● **Your instructions**: Your copy of the material below should match it exactly, except that it holds no pictures.
[begin Raw data]
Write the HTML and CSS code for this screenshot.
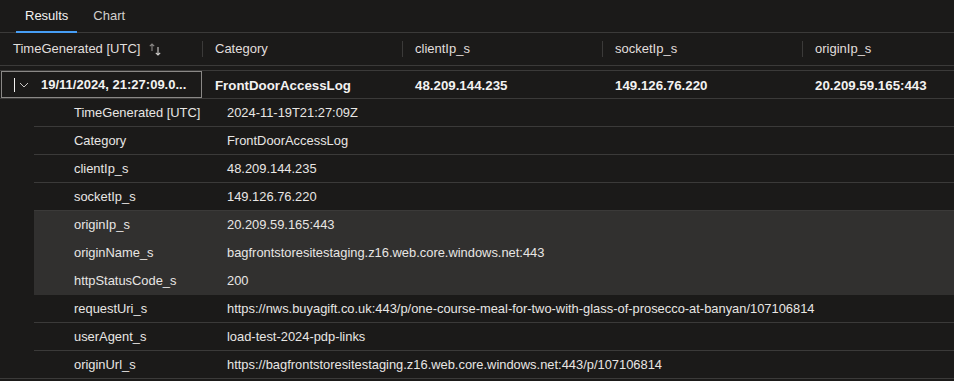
FILE: index.html
```html
<!DOCTYPE html>
<html lang="en">
<head>
    <meta charset="UTF-8">
    <title>Results</title>
    <link rel="stylesheet" href="styles.css">
</head>
<body>
    <div class="tabs">
        <div class="tab active">Results</div>
        <div class="tab">Chart</div>
    </div>

    <!-- Column headers -->
    <div class="grid head">
        <div class="hcell first">TimeGenerated [UTC]
            <svg class="sort" width="16" height="16" viewBox="0 0 16 16">
                <path d="M4 10V3M1.8 5.2L4 3l2.2 2.2" stroke="#8a8886" stroke-width="1.1" fill="none"/>
                <path d="M10 6v8M7.8 11.8L10 14l2.2-2.2" stroke="#d2d0ce" stroke-width="1.1" fill="none"/>
            </svg>
        </div>
        <div class="hcell">Category</div>
        <div class="hcell">clientIp_s</div>
        <div class="hcell">socketIp_s</div>
        <div class="hcell">originIp_s</div>
    </div>

    <!-- Expanded row -->
    <div class="row-wrap">
        <div class="grid row">
            <div class="cell first focused">
                <span class="caret"></span>
                <svg class="chev" width="10" height="6" viewBox="0 0 10 6">
                    <path d="M1 1l4 4 4-4" stroke="#c8c6c4" stroke-width="1" fill="none"/>
                </svg>
                <span class="ellip">19/11/2024, 21:27:09.0...</span>
            </div>
            <div class="cell">FrontDoorAccessLog</div>
            <div class="cell">48.209.144.235</div>
            <div class="cell">149.126.76.220</div>
            <div class="cell">20.209.59.165:443</div>
        </div>

        <div class="details">
            <div class="drow"><span class="dkey">TimeGenerated [UTC]</span><span>2024-11-19T21:27:09Z</span></div>
            <div class="drow"><span class="dkey">Category</span><span>FrontDoorAccessLog</span></div>
            <div class="drow"><span class="dkey">clientIp_s</span><span>48.209.144.235</span></div>
            <div class="drow"><span class="dkey">socketIp_s</span><span>149.126.76.220</span></div>
            <div class="drow hl"><span class="dkey">originIp_s</span><span>20.209.59.165:443</span></div>
            <div class="drow hl"><span class="dkey">originName_s</span><span>bagfrontstoresitestaging.z16.web.core.windows.net:443</span></div>
            <div class="drow hl"><span class="dkey">httpStatusCode_s</span><span>200</span></div>
            <div class="drow"><span class="dkey">requestUri_s</span><span>https://nws.buyagift.co.uk:443/p/one-course-meal-for-two-with-glass-of-prosecco-at-banyan/107106814</span></div>
            <div class="drow"><span class="dkey">userAgent_s</span><span>load-test-2024-pdp-links</span></div>
            <div class="drow last"><span class="dkey">originUrl_s</span><span>https://bagfrontstoresitestaging.z16.web.core.windows.net:443/p/107106814</span></div>
        </div>
    </div>
</body>
</html>
```

FILE: styles.css
```css
body {
    margin: 0;
    background-color: #1b1a19;
    color: #e8e6e4;
    font-family: 'Liberation Sans', Arial, sans-serif;
    font-size: 12.9px;
    overflow: hidden;
}
.tabs {
    display: flex;
    gap: 7px;
    height: 32px;
    padding-left: 16px;
    border-bottom: 1px solid #3b3a39;
}
.tab {
    padding: 0 9px;
    line-height: 32px;
    font-size: 13px;
    color: #d2d0ce;
    border-bottom: 2px solid transparent;
    margin-bottom: -1px;
    height: 31px;
}
.tab.active {
    color: #f3f2f1;
    border-bottom-color: #479ef5;
}
.grid {
    display: grid;
    grid-template-columns: 202px 200px 200px 200px 1fr;
    align-items: center;
}
.head {
    height: 32px;
    border-bottom: 1px solid #3b3a39;
    font-size: 13px;
    color: #e1dfdd;
}
.hcell {
    height: 16px;
    line-height: 16px;
    padding-left: 12px;
    border-left: 1px solid #3b3a39;
    white-space: nowrap;
}
.hcell.first {
    border-left: none;
    padding-left: 13px;
    display: flex;
    align-items: center;
}
.sort {
    margin-left: 8px;
    margin-top: -1px;
}
.row-wrap {
    margin-top: 4px;
    border-top: 1px solid #3b3a39;
    border-bottom: 1px solid #3b3a39;
}
.row {
    height: 27px;
    border-bottom: 1px solid #3b3a39;
    font-weight: 700;
    font-size: 13.3px;
    color: #f3f2f1;
}
.cell {
    padding-left: 13px;
    padding-top: 1px;
    white-space: nowrap;
}
.cell.first {
    display: flex;
    align-items: center;
    height: 25px;
    margin-left: 1px;
    padding: 0 12px;
    border: 1px solid #8a8886;
    font-size: 13px;
}
.caret {
    width: 1px;
    height: 14px;
    background: #f3f2f1;
}
.chev {
    margin-left: 4px;
}
.ellip {
    flex: 1;
    margin-left: 12px;
    overflow: hidden;
}
.details {
    margin-left: 34px;
}
.drow {
    display: flex;
    align-items: center;
    height: 27px;
    padding-left: 40px;
    border-bottom: 1px solid #3b3a39;
    white-space: nowrap;
}
.drow.hl {
    background-color: #31302f;
    border-bottom-color: #31302f;
}
.drow.last {
    border-bottom: none;
}
.dkey {
    width: 153px;
    flex-shrink: 0;
}
```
[end Raw data]
● **Solution for this task**:
Write the HTML and CSS code for this screenshot.
FILE: index.html
```html
<!DOCTYPE html>
<html lang="en">
<head>
    <meta charset="UTF-8">
    <title>Results</title>
    <link rel="stylesheet" href="styles.css">
</head>
<body>
    <div class="tabs">
        <div class="tab active">Results</div>
        <div class="tab">Chart</div>
    </div>

    <!-- Column headers -->
    <div class="grid head">
        <div class="hcell first">TimeGenerated [UTC]
            <svg class="sort" width="16" height="16" viewBox="0 0 16 16">
                <path d="M4 10V3M1.8 5.2L4 3l2.2 2.2" stroke="#8a8886" stroke-width="1.1" fill="none"/>
                <path d="M10 6v8M7.8 11.8L10 14l2.2-2.2" stroke="#d2d0ce" stroke-width="1.1" fill="none"/>
            </svg>
        </div>
        <div class="hcell">Category</div>
        <div class="hcell">clientIp_s</div>
        <div class="hcell">socketIp_s</div>
        <div class="hcell">originIp_s</div>
    </div>

    <!-- Expanded row -->
    <div class="row-wrap">
        <div class="grid row">
            <div class="cell first focused">
                <span class="caret"></span>
                <svg class="chev" width="10" height="6" viewBox="0 0 10 6">
                    <path d="M1 1l4 4 4-4" stroke="#c8c6c4" stroke-width="1" fill="none"/>
                </svg>
                <span class="ellip">19/11/2024, 21:27:09.0...</span>
            </div>
            <div class="cell">FrontDoorAccessLog</div>
            <div class="cell">48.209.144.235</div>
            <div class="cell">149.126.76.220</div>
            <div class="cell">20.209.59.165:443</div>
        </div>

        <div class="details">
            <div class="drow"><span class="dkey">TimeGenerated [UTC]</span><span>2024-11-19T21:27:09Z</span></div>
            <div class="drow"><span class="dkey">Category</span><span>FrontDoorAccessLog</span></div>
            <div class="drow"><span class="dkey">clientIp_s</span><span>48.209.144.235</span></div>
            <div class="drow"><span class="dkey">socketIp_s</span><span>149.126.76.220</span></div>
            <div class="drow hl"><span class="dkey">originIp_s</span><span>20.209.59.165:443</span></div>
            <div class="drow hl"><span class="dkey">originName_s</span><span>bagfrontstoresitestaging.z16.web.core.windows.net:443</span></div>
            <div class="drow hl"><span class="dkey">httpStatusCode_s</span><span>200</span></div>
            <div class="drow"><span class="dkey">requestUri_s</span><span>https://nws.buyagift.co.uk:443/p/one-course-meal-for-two-with-glass-of-prosecco-at-banyan/107106814</span></div>
            <div class="drow"><span class="dkey">userAgent_s</span><span>load-test-2024-pdp-links</span></div>
            <div class="drow last"><span class="dkey">originUrl_s</span><span>https://bagfrontstoresitestaging.z16.web.core.windows.net:443/p/107106814</span></div>
        </div>
    </div>
</body>
</html>
```

FILE: styles.css
```css
body {
    margin: 0;
    background-color: #1b1a19;
    color: #e8e6e4;
    font-family: 'Liberation Sans', Arial, sans-serif;
    font-size: 12.9px;
    overflow: hidden;
}
.tabs {
    display: flex;
    gap: 7px;
    height: 32px;
    padding-left: 16px;
    border-bottom: 1px solid #3b3a39;
}
.tab {
    padding: 0 9px;
    line-height: 32px;
    font-size: 13px;
    color: #d2d0ce;
    border-bottom: 2px solid transparent;
    margin-bottom: -1px;
    height: 31px;
}
.tab.active {
    color: #f3f2f1;
    border-bottom-color: #479ef5;
}
.grid {
    display: grid;
    grid-template-columns: 202px 200px 200px 200px 1fr;
    align-items: center;
}
.head {
    height: 32px;
    border-bottom: 1px solid #3b3a39;
    font-size: 13px;
    color: #e1dfdd;
}
.hcell {
    height: 16px;
    line-height: 16px;
    padding-left: 12px;
    border-left: 1px solid #3b3a39;
    white-space: nowrap;
}
.hcell.first {
    border-left: none;
    padding-left: 13px;
    display: flex;
    align-items: center;
}
.sort {
    margin-left: 8px;
    margin-top: -1px;
}
.row-wrap {
    margin-top: 4px;
    border-top: 1px solid #3b3a39;
    border-bottom: 1px solid #3b3a39;
}
.row {
    height: 27px;
    border-bottom: 1px solid #3b3a39;
    font-weight: 700;
    font-size: 13.3px;
    color: #f3f2f1;
}
.cell {
    padding-left: 13px;
    padding-top: 1px;
    white-space: nowrap;
}
.cell.first {
    display: flex;
    align-items: center;
    height: 25px;
    margin-left: 1px;
    padding: 0 12px;
    border: 1px solid #8a8886;
    font-size: 13px;
}
.caret {
    width: 1px;
    height: 14px;
    background: #f3f2f1;
}
.chev {
    margin-left: 4px;
}
.ellip {
    flex: 1;
    margin-left: 12px;
    overflow: hidden;
}
.details {
    margin-left: 34px;
}
.drow {
    display: flex;
    align-items: center;
    height: 27px;
    padding-left: 40px;
    border-bottom: 1px solid #3b3a39;
    white-space: nowrap;
}
.drow.hl {
    background-color: #31302f;
    border-bottom-color: #31302f;
}
.drow.last {
    border-bottom: none;
}
.dkey {
    width: 153px;
    flex-shrink: 0;
}
```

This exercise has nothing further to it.